La Sublime Porte devait donc engendrer à son tour un autre élément de cette complexité avec l’installation de ce que l’on appellera dans la région, un Islam européen. Une partie en effet des populations locales se convertissent à la religion musulmane et cohabitent dans les Balkans avec les populations chrétiennes orthodoxes et catholiques.

Ainsi les Balkans de l’Ouest, et donc plus proche de nous l’ex-Yougoslavie, sont devenus une terre de mixité à la fois ethnique composée de Serbes, de Croates, de Slovènes, d’Albanais, de Macédoniens et de Monténégrins, mais aussi une terre de mixité religieuse à la suite de ce que nous venons d’évoquer.

Du temps où tout cela était sous l’autorité des grands empires régionaux, ces populations vivaient ensemble sans trop de problèmes.

C’est au XIXe siècle que tout va changer avec la conjonction de deux éléments historiques. En l’occurrence, le retrait de l’Empire ottoman de la région va s’ajouter au mouvement des nationalités qui traverse tout le siècle et se traduit dans les Balkans pas les premières indépendances des peuples de la région : celle de la Grèce en 1830 puis après le congrès de Berlin en 1878, celles de la Serbie, du Monténégro, puis celles d’autres pays rattachés à la zone balkanique à l’époque, à savoir la Roumanie et la Bulgarie.

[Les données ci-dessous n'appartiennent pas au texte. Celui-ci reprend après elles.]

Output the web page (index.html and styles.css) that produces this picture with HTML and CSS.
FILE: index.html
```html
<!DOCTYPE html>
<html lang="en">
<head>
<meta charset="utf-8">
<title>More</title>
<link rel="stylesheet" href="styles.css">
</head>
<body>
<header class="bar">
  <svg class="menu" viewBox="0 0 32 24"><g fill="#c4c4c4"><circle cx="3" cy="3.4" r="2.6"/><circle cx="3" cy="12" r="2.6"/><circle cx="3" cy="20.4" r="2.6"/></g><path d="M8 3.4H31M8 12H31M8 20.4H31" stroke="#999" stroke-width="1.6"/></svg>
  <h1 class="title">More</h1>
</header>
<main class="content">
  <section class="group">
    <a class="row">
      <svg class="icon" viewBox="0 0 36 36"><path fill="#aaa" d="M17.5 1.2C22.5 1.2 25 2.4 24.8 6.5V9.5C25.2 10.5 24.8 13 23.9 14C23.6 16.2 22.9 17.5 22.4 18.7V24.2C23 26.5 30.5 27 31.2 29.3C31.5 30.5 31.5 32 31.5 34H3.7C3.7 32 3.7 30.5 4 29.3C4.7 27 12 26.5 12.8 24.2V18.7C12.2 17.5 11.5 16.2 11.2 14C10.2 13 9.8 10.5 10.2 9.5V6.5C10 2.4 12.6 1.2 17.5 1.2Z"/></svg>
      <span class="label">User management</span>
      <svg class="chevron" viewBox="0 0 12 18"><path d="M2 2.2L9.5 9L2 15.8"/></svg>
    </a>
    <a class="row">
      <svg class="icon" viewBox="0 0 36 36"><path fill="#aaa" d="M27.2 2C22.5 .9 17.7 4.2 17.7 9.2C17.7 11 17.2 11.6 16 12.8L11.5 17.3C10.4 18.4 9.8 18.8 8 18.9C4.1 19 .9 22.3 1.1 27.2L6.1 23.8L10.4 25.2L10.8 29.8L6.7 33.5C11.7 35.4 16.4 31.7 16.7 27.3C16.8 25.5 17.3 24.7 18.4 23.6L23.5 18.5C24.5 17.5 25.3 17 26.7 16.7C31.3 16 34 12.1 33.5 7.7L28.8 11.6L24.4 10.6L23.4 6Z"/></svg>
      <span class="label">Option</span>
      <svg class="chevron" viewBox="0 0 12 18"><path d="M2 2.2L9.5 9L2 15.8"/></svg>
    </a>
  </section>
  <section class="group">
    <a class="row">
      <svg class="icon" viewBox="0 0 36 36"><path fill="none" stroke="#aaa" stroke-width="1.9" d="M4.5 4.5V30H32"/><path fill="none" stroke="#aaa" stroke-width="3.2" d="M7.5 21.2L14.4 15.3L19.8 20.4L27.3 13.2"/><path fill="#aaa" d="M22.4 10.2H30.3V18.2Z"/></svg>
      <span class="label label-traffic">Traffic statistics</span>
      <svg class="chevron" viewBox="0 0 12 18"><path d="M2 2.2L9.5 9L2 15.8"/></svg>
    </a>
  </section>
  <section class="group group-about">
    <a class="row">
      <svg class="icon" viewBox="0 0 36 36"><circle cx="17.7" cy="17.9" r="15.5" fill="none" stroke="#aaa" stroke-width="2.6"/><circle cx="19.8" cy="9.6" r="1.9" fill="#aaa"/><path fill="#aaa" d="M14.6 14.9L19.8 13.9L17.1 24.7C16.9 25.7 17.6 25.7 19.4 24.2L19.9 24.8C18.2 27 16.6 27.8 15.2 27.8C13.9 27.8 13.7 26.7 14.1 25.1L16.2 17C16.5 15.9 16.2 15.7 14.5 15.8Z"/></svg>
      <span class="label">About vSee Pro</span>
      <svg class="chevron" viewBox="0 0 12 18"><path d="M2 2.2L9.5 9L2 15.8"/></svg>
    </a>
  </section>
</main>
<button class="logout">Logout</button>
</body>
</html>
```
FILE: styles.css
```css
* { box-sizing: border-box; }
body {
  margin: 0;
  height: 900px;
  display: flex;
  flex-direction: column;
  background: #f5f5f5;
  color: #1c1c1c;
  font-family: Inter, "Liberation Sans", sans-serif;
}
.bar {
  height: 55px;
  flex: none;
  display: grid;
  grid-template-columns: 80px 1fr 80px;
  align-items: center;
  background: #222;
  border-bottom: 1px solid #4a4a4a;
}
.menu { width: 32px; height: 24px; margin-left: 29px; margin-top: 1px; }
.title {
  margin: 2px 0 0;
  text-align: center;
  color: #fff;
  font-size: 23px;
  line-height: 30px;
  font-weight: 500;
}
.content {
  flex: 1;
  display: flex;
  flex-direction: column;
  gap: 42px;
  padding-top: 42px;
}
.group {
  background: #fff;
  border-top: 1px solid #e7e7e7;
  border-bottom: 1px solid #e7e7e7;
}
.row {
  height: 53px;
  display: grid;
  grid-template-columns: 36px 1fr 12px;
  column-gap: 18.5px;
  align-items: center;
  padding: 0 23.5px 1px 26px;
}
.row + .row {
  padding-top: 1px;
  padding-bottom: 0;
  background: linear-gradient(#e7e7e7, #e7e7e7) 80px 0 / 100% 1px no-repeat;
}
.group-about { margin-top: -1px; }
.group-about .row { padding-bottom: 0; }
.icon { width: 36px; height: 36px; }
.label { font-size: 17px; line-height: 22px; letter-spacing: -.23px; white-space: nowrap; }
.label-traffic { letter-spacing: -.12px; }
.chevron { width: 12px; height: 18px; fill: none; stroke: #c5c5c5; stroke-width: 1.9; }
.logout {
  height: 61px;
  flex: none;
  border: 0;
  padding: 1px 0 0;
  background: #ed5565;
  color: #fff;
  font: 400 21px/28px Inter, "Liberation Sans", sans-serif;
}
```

Après l’épisode d’annexion par l’Empire d’Autriche-Hongrie de la Bosnie-Herzégovine en 1878 puis 1908, les deux guerres balkaniques de 1912 et 1913 et enfin la Première Guerre mondiale, succéderont donc les deux formes de fédérations de cette diversité régionale : à savoir celle du Royaume de Yougoslavie pendant l’entre-deux guerres et enfin, après la Deuxième Guerre mondiale, la fédération yougoslave autour de Tito.

La dissolution de la Yougoslavie et la guerre civile qui a marqué la fin des années 90 devaient donc refaire apparaître les problèmes de cohabitation de toutes ces minorités ethniques et religieuses qui, on l’a vu, s’étaient beaucoup cristallisés sur la Bosnie-Herzégovine. Si une nouvelle forme de cohabitation avait pu se mettre en place en 1995 avec les accords de Dayton, il n’est pas non plus étonnant que les Serbes de la région aient également souhaité devenir définitivement un petit État indépendant sous la forme de la Republika Srpska, Nous en sommes donc toujours là plus de vingt ans après la fin du conflit.

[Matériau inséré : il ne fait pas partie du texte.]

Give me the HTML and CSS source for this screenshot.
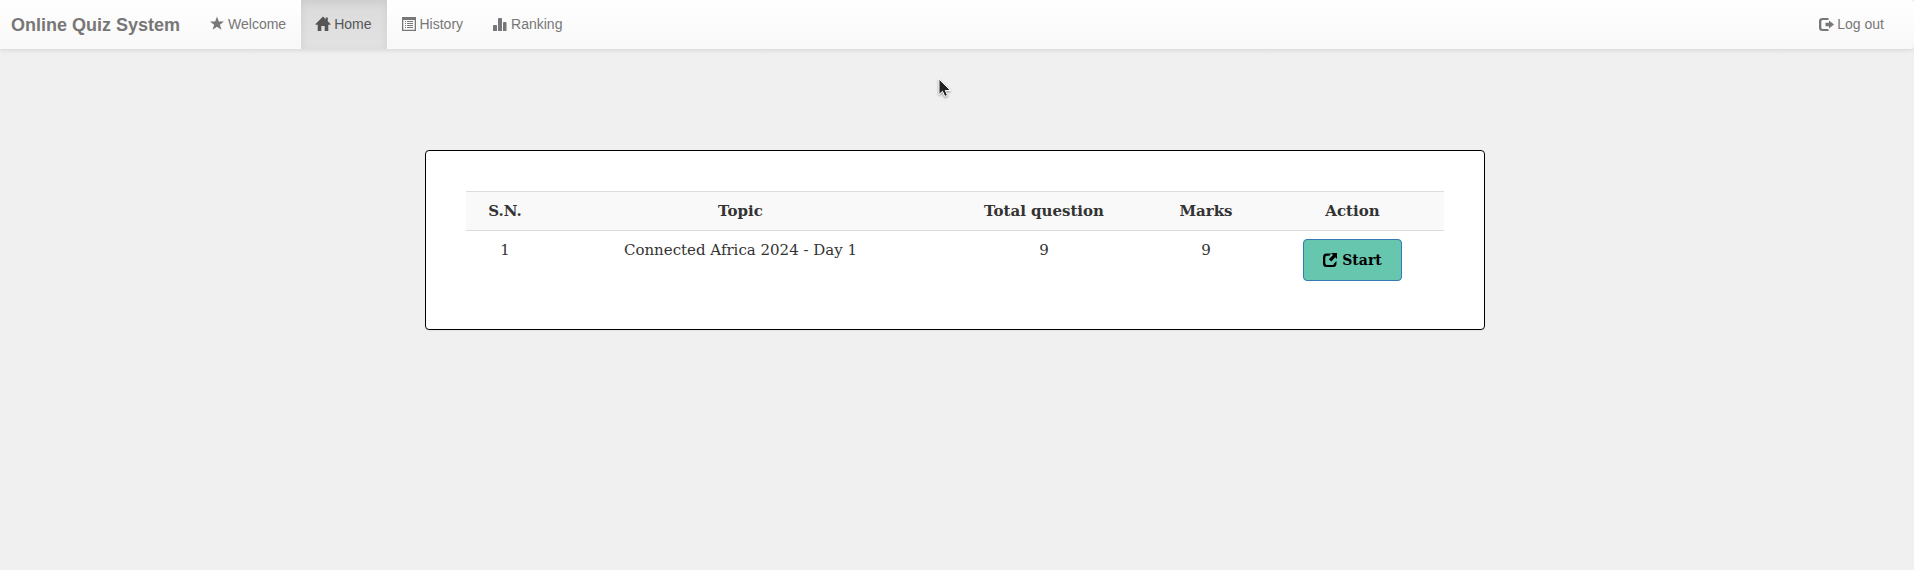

Depuis, l’idée de poursuivre l’élargissement de l’Union européenne dans les Balkans occidentaux a fait son chemin. Même si le processus en sera fort probablement long, c’est sans doute au regard de l’Histoire un élément qui stabilisera une région où, que ce soit par divers empires ou ici par une structure supranationale démocratique qu’est l’UE, la traduction de la mise en commun de cette diversité régionale a toujours été un élément à la fois fédérateur mais aussi générateur de paix et de stabilité sociale et économique. On indiquera ici pour conclure que depuis fin mars 2024, la Bosnie-Herzégovine a obtenu le statut de candidate officielle à l’entrée dans l’UE.